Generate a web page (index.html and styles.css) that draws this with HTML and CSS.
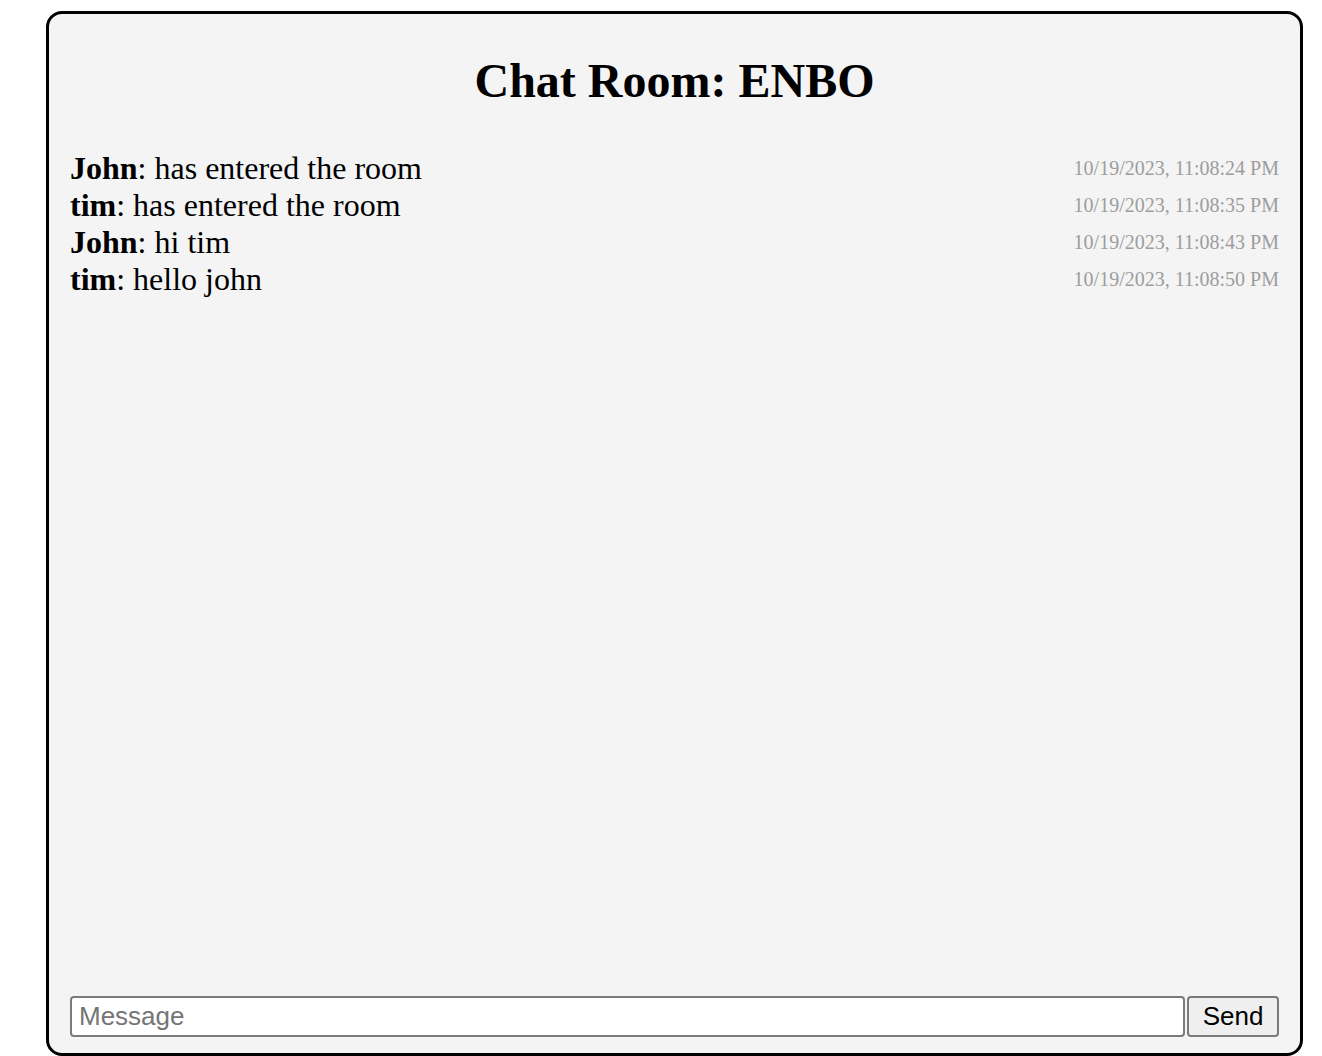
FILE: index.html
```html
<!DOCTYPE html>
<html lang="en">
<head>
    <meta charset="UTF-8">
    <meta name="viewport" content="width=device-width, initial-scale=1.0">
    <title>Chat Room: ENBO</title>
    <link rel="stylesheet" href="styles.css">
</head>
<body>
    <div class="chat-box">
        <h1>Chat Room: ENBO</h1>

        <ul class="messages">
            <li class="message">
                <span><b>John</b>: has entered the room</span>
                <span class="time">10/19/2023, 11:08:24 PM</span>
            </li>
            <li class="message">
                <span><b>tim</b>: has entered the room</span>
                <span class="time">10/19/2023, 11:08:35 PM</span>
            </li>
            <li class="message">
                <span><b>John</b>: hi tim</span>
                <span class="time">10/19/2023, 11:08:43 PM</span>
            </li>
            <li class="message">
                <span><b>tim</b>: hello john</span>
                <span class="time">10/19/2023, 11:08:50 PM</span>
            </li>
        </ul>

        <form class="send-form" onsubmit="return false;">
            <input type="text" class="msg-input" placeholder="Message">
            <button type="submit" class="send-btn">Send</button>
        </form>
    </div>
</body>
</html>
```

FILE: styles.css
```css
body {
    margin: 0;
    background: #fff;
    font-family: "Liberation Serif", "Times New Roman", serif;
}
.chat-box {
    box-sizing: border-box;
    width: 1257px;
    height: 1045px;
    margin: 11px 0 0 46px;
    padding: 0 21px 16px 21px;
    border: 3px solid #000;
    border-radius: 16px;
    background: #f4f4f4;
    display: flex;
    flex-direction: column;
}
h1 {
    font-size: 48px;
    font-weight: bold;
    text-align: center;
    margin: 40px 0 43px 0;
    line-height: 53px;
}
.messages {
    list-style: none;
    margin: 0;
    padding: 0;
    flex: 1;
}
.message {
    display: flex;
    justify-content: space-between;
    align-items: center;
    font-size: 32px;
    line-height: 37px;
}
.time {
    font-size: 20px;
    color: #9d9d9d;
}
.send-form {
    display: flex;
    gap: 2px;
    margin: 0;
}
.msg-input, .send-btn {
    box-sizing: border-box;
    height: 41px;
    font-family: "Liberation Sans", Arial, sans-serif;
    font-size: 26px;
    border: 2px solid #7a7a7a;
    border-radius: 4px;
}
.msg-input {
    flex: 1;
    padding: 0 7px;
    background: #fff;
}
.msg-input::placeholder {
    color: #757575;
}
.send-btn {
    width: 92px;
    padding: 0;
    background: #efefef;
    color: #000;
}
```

» AIM OF THE TASK
Give an exact reproduction of every line, leaving out any picture.

» FINAL RESULT
Generate a web page (index.html and styles.css) that draws this with HTML and CSS.
FILE: index.html
```html
<!DOCTYPE html>
<html lang="en">
<head>
    <meta charset="UTF-8">
    <meta name="viewport" content="width=device-width, initial-scale=1.0">
    <title>Chat Room: ENBO</title>
    <link rel="stylesheet" href="styles.css">
</head>
<body>
    <div class="chat-box">
        <h1>Chat Room: ENBO</h1>

        <ul class="messages">
            <li class="message">
                <span><b>John</b>: has entered the room</span>
                <span class="time">10/19/2023, 11:08:24 PM</span>
            </li>
            <li class="message">
                <span><b>tim</b>: has entered the room</span>
                <span class="time">10/19/2023, 11:08:35 PM</span>
            </li>
            <li class="message">
                <span><b>John</b>: hi tim</span>
                <span class="time">10/19/2023, 11:08:43 PM</span>
            </li>
            <li class="message">
                <span><b>tim</b>: hello john</span>
                <span class="time">10/19/2023, 11:08:50 PM</span>
            </li>
        </ul>

        <form class="send-form" onsubmit="return false;">
            <input type="text" class="msg-input" placeholder="Message">
            <button type="submit" class="send-btn">Send</button>
        </form>
    </div>
</body>
</html>
```

FILE: styles.css
```css
body {
    margin: 0;
    background: #fff;
    font-family: "Liberation Serif", "Times New Roman", serif;
}
.chat-box {
    box-sizing: border-box;
    width: 1257px;
    height: 1045px;
    margin: 11px 0 0 46px;
    padding: 0 21px 16px 21px;
    border: 3px solid #000;
    border-radius: 16px;
    background: #f4f4f4;
    display: flex;
    flex-direction: column;
}
h1 {
    font-size: 48px;
    font-weight: bold;
    text-align: center;
    margin: 40px 0 43px 0;
    line-height: 53px;
}
.messages {
    list-style: none;
    margin: 0;
    padding: 0;
    flex: 1;
}
.message {
    display: flex;
    justify-content: space-between;
    align-items: center;
    font-size: 32px;
    line-height: 37px;
}
.time {
    font-size: 20px;
    color: #9d9d9d;
}
.send-form {
    display: flex;
    gap: 2px;
    margin: 0;
}
.msg-input, .send-btn {
    box-sizing: border-box;
    height: 41px;
    font-family: "Liberation Sans", Arial, sans-serif;
    font-size: 26px;
    border: 2px solid #7a7a7a;
    border-radius: 4px;
}
.msg-input {
    flex: 1;
    padding: 0 7px;
    background: #fff;
}
.msg-input::placeholder {
    color: #757575;
}
.send-btn {
    width: 92px;
    padding: 0;
    background: #efefef;
    color: #000;
}
```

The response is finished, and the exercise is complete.